Tourism is both powering economies and provoking backlash, as iconic destinations wrestle with whether a vital industry has become unmanageable “overtourism.”

Economic engine vs. local exhaustion

The liberal-leaning coverage underscores tourism’s outsized role, noting it represents roughly 10% of the global economy, even as many destinations and residents are “reeling from increasing numbers of tourists, spurred in large part by social media.” This framing highlights structural dependence: cities and resorts rely on visitor spending, yet struggle with overcrowding, strained infrastructure, and rising housing costs.

The same sources emphasize how the travel industry and influencers “bombard” and “lure” would-be travelers, while friends’ curated vacation posts hide “the crowds and long lines – the frustrations that can come with vacationing today, or living in a vacation destination.” Here, social media is cast as an accelerant that pushes fragile destinations past a sustainable tipping point.

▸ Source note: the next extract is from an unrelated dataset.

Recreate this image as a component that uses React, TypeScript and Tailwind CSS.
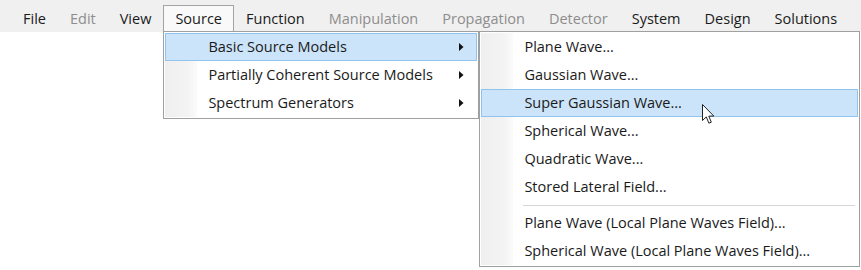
import React from "react";

const font = { fontFamily: '"Open Sans", "Noto Sans", sans-serif' };

const bar = [
  { label: "File" },
  { label: "Edit", disabled: true },
  { label: "View" },
  { label: "Source", open: true },
  { label: "Function" },
  { label: "Manipulation", disabled: true },
  { label: "Propagation", disabled: true },
  { label: "Detector", disabled: true },
  { label: "System" },
  { label: "Design" },
  { label: "Solutions" },
];

const sourceItems = [
  { label: "Basic Source Models", active: true },
  { label: "Partially Coherent Source Models" },
  { label: "Spectrum Generators" },
];

const waveItems: ({ label: string; active?: boolean } | "sep")[] = [
  { label: "Plane Wave..." },
  { label: "Gaussian Wave..." },
  { label: "Super Gaussian Wave...", active: true },
  { label: "Spherical Wave..." },
  { label: "Quadratic Wave..." },
  { label: "Stored Lateral Field..." },
  "sep",
  { label: "Plane Wave (Local Plane Waves Field)..." },
  { label: "Spherical Wave (Local Plane Waves Field)..." },
];

// popup panel: white with the grey icon gutter painted on the left
const popup =
  "border border-[#a0a0a0] bg-white bg-[linear-gradient(to_right,#efefef,#f3f3f3_70%,#fbfbfb)] bg-[length:32px_100%] bg-no-repeat bg-origin-content bg-clip-content p-[1px]";

function Arrow() {
  return (
    <svg width="5" height="8" viewBox="0 0 5 8" className="shrink-0">
      <polygon points="0,0 4.5,4 0,8" fill="#111" />
    </svg>
  );
}

function Row({ label, active, sub }: { label: string; active?: boolean; sub?: boolean }) {
  return (
    <div
      className={`flex h-[28px] items-center border ${
        active ? "border-[#90c4ef] bg-[#cce4f9]" : "border-transparent"
      }`}
    >
      <span className="ml-[42px] flex-1 text-[14.5px] text-[#1a1a1a]">{label}</span>
      {sub && (
        <span className="mr-[12px]">
          <Arrow />
        </span>
      )}
    </div>
  );
}

function Cursor() {
  return (
    <svg
      width="13"
      height="21"
      viewBox="0 0 13 21"
      className="absolute left-[702px] top-[104px] z-20"
    >
      <path
        d="M0.5 0.5 L0.5 16.5 L4.3 12.9 L6.9 19.2 L9.3 18.2 L6.8 12.1 L11.8 12.1 Z"
        fill="#fff"
        stroke="#222"
        strokeWidth="1"
        strokeLinejoin="round"
      />
    </svg>
  );
}

export default function App() {
  return (
    <div className="relative h-[270px] w-[861px] overflow-hidden bg-white" style={font}>
      <div className="flex h-[32px] items-stretch bg-[#f0f0f0] pl-[11px] pt-[5px]">
        {bar.map((b) =>
          b.open ? (
            <div
              key={b.label}
              className="relative flex items-center border border-b-0 border-[#a3a3a3] bg-[#f9f9f9] px-[11px] text-[14.5px] text-[#1a1a1a]"
            >
              {b.label}
              <div className={`absolute left-[-1px] top-[calc(100%-1px)] z-10 w-[316px] ${popup}`}>
                {sourceItems.map((s) => (
                  <Row key={s.label} label={s.label} active={s.active} sub />
                ))}
                <div className={`absolute left-[calc(100%+1px)] top-[-1px] w-[381px] ${popup}`}>
                  {waveItems.map((w, i) =>
                    w === "sep" ? (
                      <div key={i} className="flex h-[8px] items-center">
                        <div className="ml-[42px] mr-[3px] h-px flex-1 bg-[#d5d5d5]" />
                      </div>
                    ) : (
                      <Row key={w.label} label={w.label} active={w.active} />
                    )
                  )}
                </div>
              </div>
            </div>
          ) : (
            <div
              key={b.label}
              className={`flex items-center px-[12px] text-[14.5px] ${
                b.disabled ? "text-[#8d8d8d]" : "text-[#1a1a1a]"
              }`}
            >
              {b.label}
            </div>
          )
        )}
      </div>
      <Cursor />
    </div>
  );
}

Residents’ pushback vs. industry adaptation

Reporting from Amsterdam, Paris, Venice, and Portofino focuses on residents who are “resisting visitors – or redefining tourism – in some of the world’s most popular and fragile destinations.” Local communities are portrayed as demanding limits on visitor numbers, stricter regulation of short‑term rentals, and shifts toward slower, more respectful forms of travel.

By contrast, the broader tourism ecosystem—airlines, hotels, cruise lines, and influencers—is depicted as largely growth-driven, with little incentive to show the hidden costs of “Overtourism: Too Much of a Good Thing?” The tension lies between an industry optimized for volume and residents pushing for qualitative, not just quantitative, change.

Similarities and differences

Across the liberal coverage, there is agreement that overtourism is real, harmful to local life, and intensified by social media and aggressive marketing. Where perspectives diverge is in emphasis: some stress the macroeconomic importance of tourism, others foreground everyday frustrations and the right of residents to reclaim their cities. What is largely missing is a robust defense of business-as-usual growth—signaling that the status quo, at least in these accounts, is becoming harder to justify.


1. Overtourism: Too much of a good thing? — "Tourism represents 10% of the global economy. But many travel destinations (and the people who live there) are reeling from increasing numbers of tourists, spurred in large part by social media. Correspondent Seth Doane travels to Amsterdam, Paris, Venice and Portofino..."

2. Overtourism: Too Much of a Good Thing? — "We are bombarded, lured, or both, as hotels, airlines, social media influencers, cruise companies, and our own friends curate, post and tempt us to travel... What's often cropped out are the crowds and long lines – the frustrations that can come with vacationing today, or living in a vacation destination."